— begin —
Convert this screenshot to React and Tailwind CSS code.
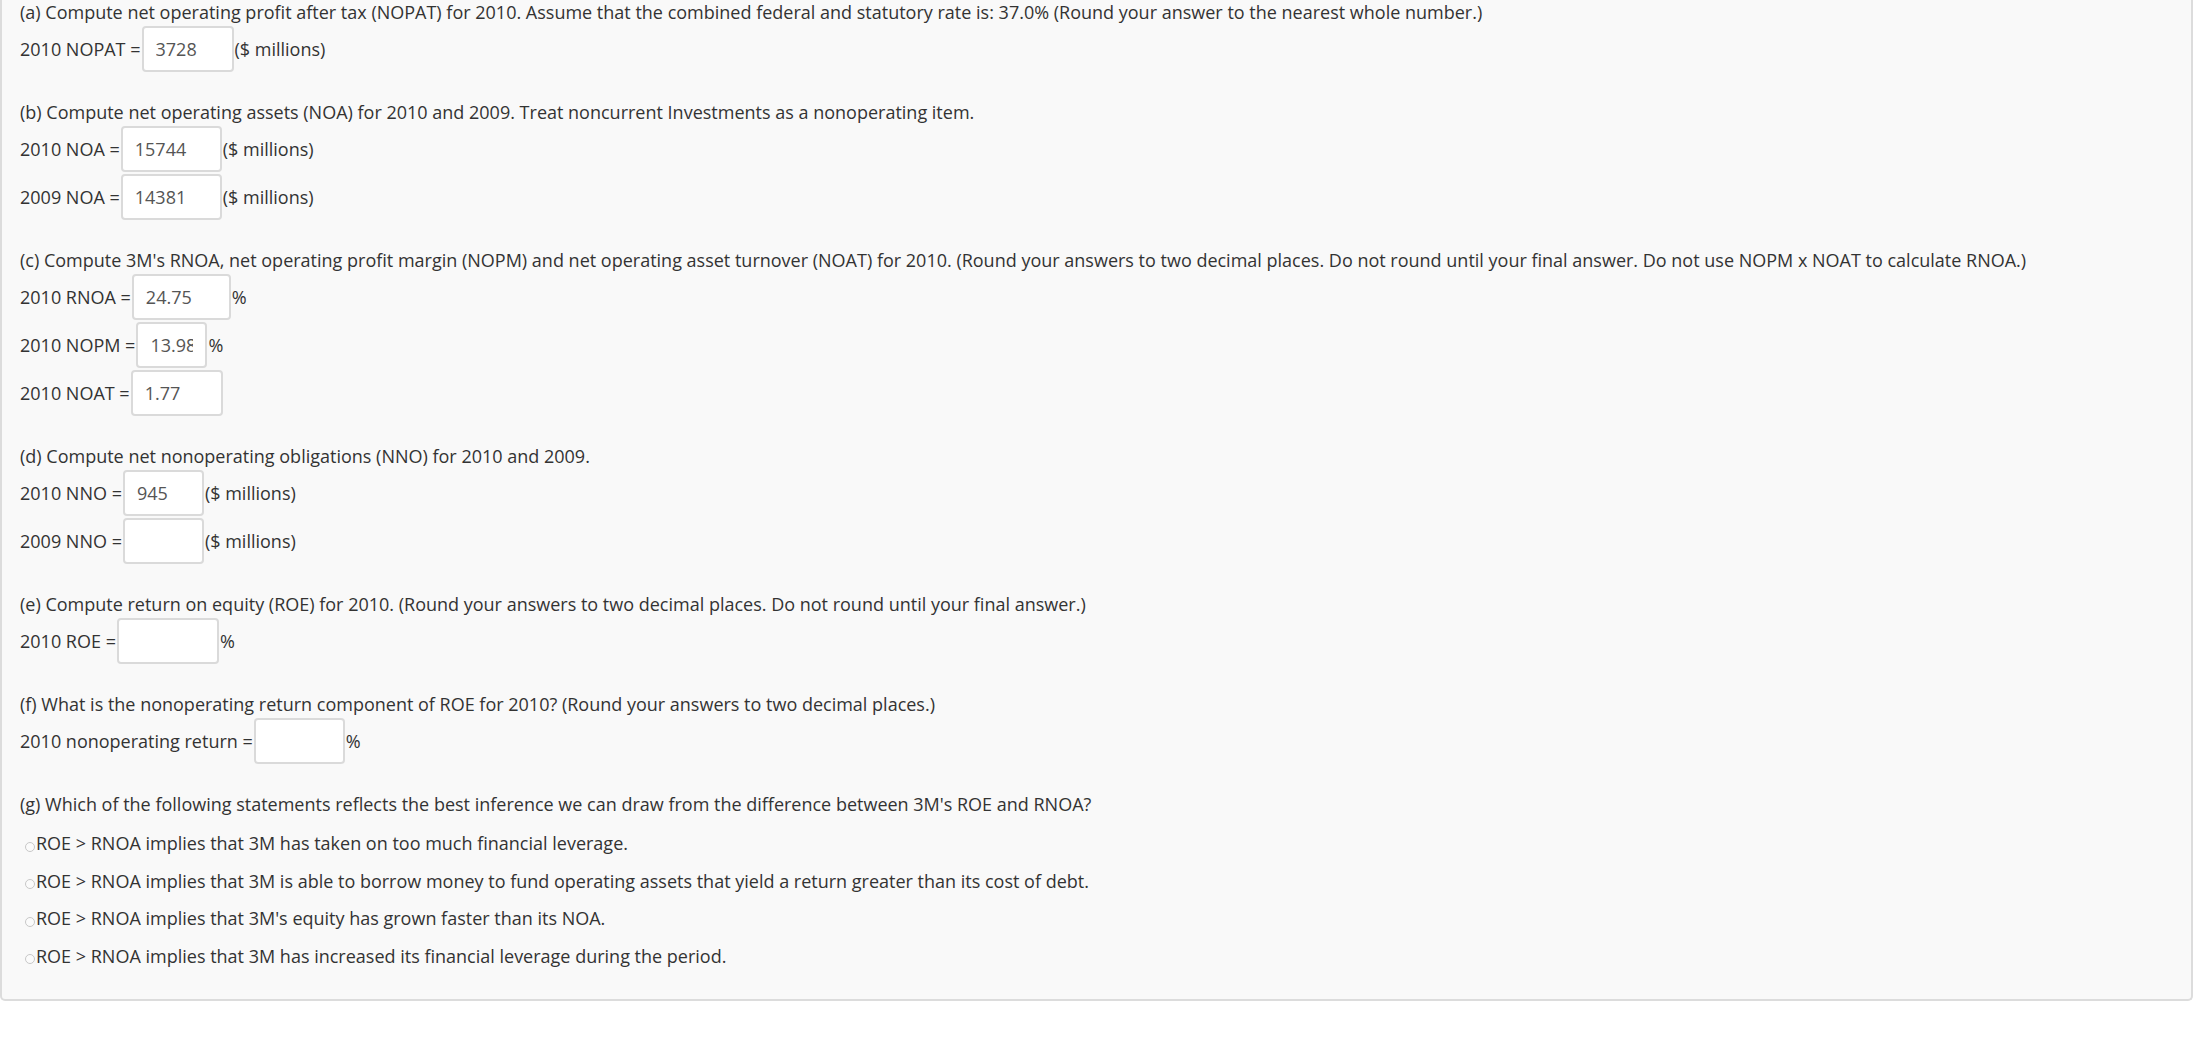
import React from 'react'

function Field({ label, value, width, unit, first }) {
    return (
        <div className={`flex items-center h-[46px] ${first ? 'mt-[1px]' : 'mt-[2px]'}`}>
            <span>{label}</span>
            <input
                readOnly
                value={value || ''}
                className={`${width} h-[46px] ml-[1px] px-[12px] bg-white border-2 border-[#dadada] rounded-[4px] text-[#555] outline-none`}
            />
            {unit && <span className="ml-[1px]">{unit}</span>}
        </div>
    )
}

function Section({ title, children }) {
    return (
        <div className="mb-[28px]">
            <div className="h-[25px] leading-[25px] whitespace-nowrap">{title}</div>
            {children}
        </div>
    )
}

const options = [
    'ROE > RNOA implies that 3M has taken on too much financial leverage.',
    'ROE > RNOA implies that 3M is able to borrow money to fund operating assets that yield a return greater than its cost of debt.',
    "ROE > RNOA implies that 3M's equity has grown faster than its NOA.",
    'ROE > RNOA implies that 3M has increased its financial leverage during the period.',
]

export default function App() {
    return (
        <div className="w-[2198px] min-h-[1056px] bg-white font-['Open_Sans',sans-serif] text-[18px] text-[#333]">
            <div className="mr-[5px] bg-[#f9f9f9] border-2 border-t-0 border-[#dcdcdc] rounded-b-[5px] pl-[18px] pb-[24px]">
                <Section title="(a) Compute net operating profit after tax (NOPAT) for 2010. Assume that the combined federal and statutory rate is: 37.0% (Round your answer to the nearest whole number.)">
                    <Field first label="2010 NOPAT =" value="3728" width="w-[92px]" unit="($ millions)" />
                </Section>

                <Section title="(b) Compute net operating assets (NOA) for 2010 and 2009. Treat noncurrent Investments as a nonoperating item.">
                    <Field first label="2010 NOA =" value="15744" width="w-[101px]" unit="($ millions)" />
                    <Field label="2009 NOA =" value="14381" width="w-[101px]" unit="($ millions)" />
                </Section>

                <Section title="(c) Compute 3M's RNOA, net operating profit margin (NOPM) and net operating asset turnover (NOAT) for 2010. (Round your answers to two decimal places. Do not round until your final answer. Do not use NOPM x NOAT to calculate RNOA.)">
                    <Field first label="2010 RNOA =" value="24.75" width="w-[99px]" unit="%" />
                    <Field label="2010 NOPM =" value="13.98" width="w-[71px]" unit="%" />
                    <Field label="2010 NOAT =" value="1.77" width="w-[92px]" />
                </Section>

                <Section title="(d) Compute net nonoperating obligations (NNO) for 2010 and 2009.">
                    <Field first label="2010 NNO =" value="945" width="w-[81px]" unit="($ millions)" />
                    <Field label="2009 NNO =" value="" width="w-[81px]" unit="($ millions)" />
                </Section>

                <Section title="(e) Compute return on equity (ROE) for 2010. (Round your answers to two decimal places. Do not round until your final answer.)">
                    <Field first label="2010 ROE =" value="" width="w-[102px]" unit="%" />
                </Section>

                <Section title="(f) What is the nonoperating return component of ROE for 2010? (Round your answers to two decimal places.)">
                    <Field first label="2010 nonoperating return =" value="" width="w-[91px]" unit="%" />
                </Section>

                <div>
                    <div className="h-[25px] leading-[25px] whitespace-nowrap">
                        (g) Which of the following statements reflects the best inference we can draw from the difference between 3M's ROE and RNOA?
                    </div>
                    <div className="mt-[8px]">
                        {options.map((opt) => (
                            <div key={opt} className="flex items-center h-[37.5px] pl-[5px]">
                                <span className="inline-block w-[10px] h-[10px] rounded-full border border-[#c8c8c8] bg-[#fbfbfb] translate-y-[3px] mr-[1px]" />
                                <span>{opt}</span>
                            </div>
                        ))}
                    </div>
                </div>
            </div>
        </div>
    )
}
— end —
Written instruction
Retype the whole listing, keeping every line identical and omitting all pictures.

Final result
Convert this screenshot to React and Tailwind CSS code.
import React from 'react'

function Field({ label, value, width, unit, first }) {
    return (
        <div className={`flex items-center h-[46px] ${first ? 'mt-[1px]' : 'mt-[2px]'}`}>
            <span>{label}</span>
            <input
                readOnly
                value={value || ''}
                className={`${width} h-[46px] ml-[1px] px-[12px] bg-white border-2 border-[#dadada] rounded-[4px] text-[#555] outline-none`}
            />
            {unit && <span className="ml-[1px]">{unit}</span>}
        </div>
    )
}

function Section({ title, children }) {
    return (
        <div className="mb-[28px]">
            <div className="h-[25px] leading-[25px] whitespace-nowrap">{title}</div>
            {children}
        </div>
    )
}

const options = [
    'ROE > RNOA implies that 3M has taken on too much financial leverage.',
    'ROE > RNOA implies that 3M is able to borrow money to fund operating assets that yield a return greater than its cost of debt.',
    "ROE > RNOA implies that 3M's equity has grown faster than its NOA.",
    'ROE > RNOA implies that 3M has increased its financial leverage during the period.',
]

export default function App() {
    return (
        <div className="w-[2198px] min-h-[1056px] bg-white font-['Open_Sans',sans-serif] text-[18px] text-[#333]">
            <div className="mr-[5px] bg-[#f9f9f9] border-2 border-t-0 border-[#dcdcdc] rounded-b-[5px] pl-[18px] pb-[24px]">
                <Section title="(a) Compute net operating profit after tax (NOPAT) for 2010. Assume that the combined federal and statutory rate is: 37.0% (Round your answer to the nearest whole number.)">
                    <Field first label="2010 NOPAT =" value="3728" width="w-[92px]" unit="($ millions)" />
                </Section>

                <Section title="(b) Compute net operating assets (NOA) for 2010 and 2009. Treat noncurrent Investments as a nonoperating item.">
                    <Field first label="2010 NOA =" value="15744" width="w-[101px]" unit="($ millions)" />
                    <Field label="2009 NOA =" value="14381" width="w-[101px]" unit="($ millions)" />
                </Section>

                <Section title="(c) Compute 3M's RNOA, net operating profit margin (NOPM) and net operating asset turnover (NOAT) for 2010. (Round your answers to two decimal places. Do not round until your final answer. Do not use NOPM x NOAT to calculate RNOA.)">
                    <Field first label="2010 RNOA =" value="24.75" width="w-[99px]" unit="%" />
                    <Field label="2010 NOPM =" value="13.98" width="w-[71px]" unit="%" />
                    <Field label="2010 NOAT =" value="1.77" width="w-[92px]" />
                </Section>

                <Section title="(d) Compute net nonoperating obligations (NNO) for 2010 and 2009.">
                    <Field first label="2010 NNO =" value="945" width="w-[81px]" unit="($ millions)" />
                    <Field label="2009 NNO =" value="" width="w-[81px]" unit="($ millions)" />
                </Section>

                <Section title="(e) Compute return on equity (ROE) for 2010. (Round your answers to two decimal places. Do not round until your final answer.)">
                    <Field first label="2010 ROE =" value="" width="w-[102px]" unit="%" />
                </Section>

                <Section title="(f) What is the nonoperating return component of ROE for 2010? (Round your answers to two decimal places.)">
                    <Field first label="2010 nonoperating return =" value="" width="w-[91px]" unit="%" />
                </Section>

                <div>
                    <div className="h-[25px] leading-[25px] whitespace-nowrap">
                        (g) Which of the following statements reflects the best inference we can draw from the difference between 3M's ROE and RNOA?
                    </div>
                    <div className="mt-[8px]">
                        {options.map((opt) => (
                            <div key={opt} className="flex items-center h-[37.5px] pl-[5px]">
                                <span className="inline-block w-[10px] h-[10px] rounded-full border border-[#c8c8c8] bg-[#fbfbfb] translate-y-[3px] mr-[1px]" />
                                <span>{opt}</span>
                            </div>
                        ))}
                    </div>
                </div>
            </div>
        </div>
    )
}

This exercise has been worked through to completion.